* _Extracted data_
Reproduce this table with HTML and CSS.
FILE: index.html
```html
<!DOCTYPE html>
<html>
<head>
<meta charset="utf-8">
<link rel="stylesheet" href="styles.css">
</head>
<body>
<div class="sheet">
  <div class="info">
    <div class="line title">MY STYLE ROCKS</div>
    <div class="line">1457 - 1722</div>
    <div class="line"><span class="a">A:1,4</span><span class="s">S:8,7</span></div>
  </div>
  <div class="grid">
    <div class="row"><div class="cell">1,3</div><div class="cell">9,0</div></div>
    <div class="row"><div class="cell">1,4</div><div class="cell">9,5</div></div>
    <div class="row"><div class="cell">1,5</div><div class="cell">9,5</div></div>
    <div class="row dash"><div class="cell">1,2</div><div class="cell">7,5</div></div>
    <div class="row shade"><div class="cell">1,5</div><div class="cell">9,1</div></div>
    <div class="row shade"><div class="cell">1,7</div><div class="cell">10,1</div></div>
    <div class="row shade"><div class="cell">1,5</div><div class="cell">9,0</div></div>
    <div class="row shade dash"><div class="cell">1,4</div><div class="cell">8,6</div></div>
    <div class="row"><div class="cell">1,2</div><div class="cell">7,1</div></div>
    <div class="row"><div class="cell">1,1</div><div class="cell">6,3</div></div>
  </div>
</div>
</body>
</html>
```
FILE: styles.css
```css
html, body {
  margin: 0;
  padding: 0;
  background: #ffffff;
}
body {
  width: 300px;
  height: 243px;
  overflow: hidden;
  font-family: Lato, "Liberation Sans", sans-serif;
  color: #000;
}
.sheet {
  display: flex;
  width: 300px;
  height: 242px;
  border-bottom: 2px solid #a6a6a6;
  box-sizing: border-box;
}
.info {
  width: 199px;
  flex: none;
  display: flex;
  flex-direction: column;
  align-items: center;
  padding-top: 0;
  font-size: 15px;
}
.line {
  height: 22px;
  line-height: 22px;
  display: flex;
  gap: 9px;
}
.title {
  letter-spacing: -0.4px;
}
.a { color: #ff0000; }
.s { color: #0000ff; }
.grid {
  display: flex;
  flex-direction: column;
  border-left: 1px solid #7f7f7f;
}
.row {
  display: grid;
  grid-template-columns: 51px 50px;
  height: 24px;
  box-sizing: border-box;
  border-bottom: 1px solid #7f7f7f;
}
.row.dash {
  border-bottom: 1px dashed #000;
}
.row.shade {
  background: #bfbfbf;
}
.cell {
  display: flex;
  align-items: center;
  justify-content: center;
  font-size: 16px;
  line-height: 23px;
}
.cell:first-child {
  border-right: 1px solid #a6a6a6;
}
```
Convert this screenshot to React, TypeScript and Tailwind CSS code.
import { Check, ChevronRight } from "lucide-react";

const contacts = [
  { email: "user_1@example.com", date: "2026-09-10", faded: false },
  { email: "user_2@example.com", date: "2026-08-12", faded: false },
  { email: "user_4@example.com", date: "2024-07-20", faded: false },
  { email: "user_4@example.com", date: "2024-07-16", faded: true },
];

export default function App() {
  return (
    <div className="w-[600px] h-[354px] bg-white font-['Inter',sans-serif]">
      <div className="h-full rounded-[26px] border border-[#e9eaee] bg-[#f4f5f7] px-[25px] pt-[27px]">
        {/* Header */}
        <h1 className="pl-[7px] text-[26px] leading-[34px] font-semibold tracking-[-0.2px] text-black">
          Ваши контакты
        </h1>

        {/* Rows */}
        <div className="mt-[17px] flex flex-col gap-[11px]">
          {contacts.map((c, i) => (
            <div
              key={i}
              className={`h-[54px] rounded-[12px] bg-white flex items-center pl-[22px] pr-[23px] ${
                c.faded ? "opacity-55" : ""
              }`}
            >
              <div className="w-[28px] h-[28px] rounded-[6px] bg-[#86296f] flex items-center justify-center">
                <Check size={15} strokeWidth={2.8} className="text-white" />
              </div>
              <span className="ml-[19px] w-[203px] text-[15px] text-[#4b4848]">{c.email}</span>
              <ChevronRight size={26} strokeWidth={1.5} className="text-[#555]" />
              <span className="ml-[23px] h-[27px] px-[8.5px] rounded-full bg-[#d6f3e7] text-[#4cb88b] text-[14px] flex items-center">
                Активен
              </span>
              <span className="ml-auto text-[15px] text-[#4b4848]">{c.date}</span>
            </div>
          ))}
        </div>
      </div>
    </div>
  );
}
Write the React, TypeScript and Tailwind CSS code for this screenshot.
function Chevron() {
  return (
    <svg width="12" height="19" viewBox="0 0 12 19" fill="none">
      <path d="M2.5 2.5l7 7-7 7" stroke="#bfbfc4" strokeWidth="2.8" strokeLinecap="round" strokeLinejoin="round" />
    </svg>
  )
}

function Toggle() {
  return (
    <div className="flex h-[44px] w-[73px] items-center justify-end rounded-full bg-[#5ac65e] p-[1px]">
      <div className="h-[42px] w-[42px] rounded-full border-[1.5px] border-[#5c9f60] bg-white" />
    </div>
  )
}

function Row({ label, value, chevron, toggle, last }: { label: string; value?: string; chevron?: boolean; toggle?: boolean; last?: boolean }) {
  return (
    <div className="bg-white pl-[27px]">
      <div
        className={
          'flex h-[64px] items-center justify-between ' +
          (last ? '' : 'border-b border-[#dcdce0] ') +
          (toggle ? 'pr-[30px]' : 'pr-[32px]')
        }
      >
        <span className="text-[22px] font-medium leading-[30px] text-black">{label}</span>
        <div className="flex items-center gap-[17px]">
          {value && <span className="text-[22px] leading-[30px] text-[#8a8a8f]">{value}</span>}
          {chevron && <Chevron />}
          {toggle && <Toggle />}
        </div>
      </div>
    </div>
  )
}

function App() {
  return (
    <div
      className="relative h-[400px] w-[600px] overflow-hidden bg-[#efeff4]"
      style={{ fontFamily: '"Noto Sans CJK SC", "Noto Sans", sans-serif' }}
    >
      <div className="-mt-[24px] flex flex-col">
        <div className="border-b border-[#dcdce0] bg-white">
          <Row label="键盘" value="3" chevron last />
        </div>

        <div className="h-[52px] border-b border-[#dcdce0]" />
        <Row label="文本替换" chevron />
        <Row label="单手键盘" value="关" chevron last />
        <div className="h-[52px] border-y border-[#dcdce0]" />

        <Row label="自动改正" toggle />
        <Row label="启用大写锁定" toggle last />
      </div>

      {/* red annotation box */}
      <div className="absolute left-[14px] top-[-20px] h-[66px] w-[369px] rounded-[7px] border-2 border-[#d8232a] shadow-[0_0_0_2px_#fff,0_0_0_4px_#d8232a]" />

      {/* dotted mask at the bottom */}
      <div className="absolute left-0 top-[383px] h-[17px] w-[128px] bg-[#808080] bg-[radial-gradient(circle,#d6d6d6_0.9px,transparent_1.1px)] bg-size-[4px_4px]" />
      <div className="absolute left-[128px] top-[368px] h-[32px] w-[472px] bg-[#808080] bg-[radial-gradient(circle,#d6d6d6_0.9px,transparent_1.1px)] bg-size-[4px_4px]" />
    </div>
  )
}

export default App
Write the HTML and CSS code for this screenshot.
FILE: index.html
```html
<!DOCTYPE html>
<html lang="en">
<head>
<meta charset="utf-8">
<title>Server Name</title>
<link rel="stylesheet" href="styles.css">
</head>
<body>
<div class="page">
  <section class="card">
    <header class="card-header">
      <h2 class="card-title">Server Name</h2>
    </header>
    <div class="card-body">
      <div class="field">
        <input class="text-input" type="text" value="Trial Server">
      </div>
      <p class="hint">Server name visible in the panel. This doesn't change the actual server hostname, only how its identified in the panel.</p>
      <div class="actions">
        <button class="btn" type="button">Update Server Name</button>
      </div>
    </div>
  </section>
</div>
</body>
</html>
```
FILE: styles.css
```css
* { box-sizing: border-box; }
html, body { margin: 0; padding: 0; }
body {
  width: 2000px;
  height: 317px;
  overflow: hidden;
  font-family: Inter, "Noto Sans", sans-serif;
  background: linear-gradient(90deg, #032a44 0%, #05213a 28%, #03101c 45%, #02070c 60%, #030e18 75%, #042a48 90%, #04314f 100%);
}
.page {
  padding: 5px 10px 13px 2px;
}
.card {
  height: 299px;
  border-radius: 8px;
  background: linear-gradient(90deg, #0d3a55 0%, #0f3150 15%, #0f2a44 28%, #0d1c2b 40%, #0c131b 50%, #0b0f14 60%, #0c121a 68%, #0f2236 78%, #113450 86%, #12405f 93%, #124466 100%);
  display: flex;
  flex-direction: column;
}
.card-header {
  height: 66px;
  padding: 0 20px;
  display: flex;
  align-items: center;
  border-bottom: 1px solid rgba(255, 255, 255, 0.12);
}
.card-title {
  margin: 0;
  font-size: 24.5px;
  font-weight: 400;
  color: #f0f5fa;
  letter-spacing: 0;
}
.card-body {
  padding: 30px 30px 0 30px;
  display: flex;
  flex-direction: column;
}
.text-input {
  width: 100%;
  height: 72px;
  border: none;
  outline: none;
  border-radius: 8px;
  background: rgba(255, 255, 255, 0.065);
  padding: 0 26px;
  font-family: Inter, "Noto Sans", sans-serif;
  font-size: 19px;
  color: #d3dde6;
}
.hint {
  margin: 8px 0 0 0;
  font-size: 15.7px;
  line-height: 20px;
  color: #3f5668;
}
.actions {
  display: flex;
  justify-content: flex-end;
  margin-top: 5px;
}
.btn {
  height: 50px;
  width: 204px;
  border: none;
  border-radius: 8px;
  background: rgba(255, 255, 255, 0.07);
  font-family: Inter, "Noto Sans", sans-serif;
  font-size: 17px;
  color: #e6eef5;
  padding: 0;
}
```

* _Exercise instructions_
Work out how many lines of the data hold the string "code". Reply with that number alone.

* _Result of this exercise_
3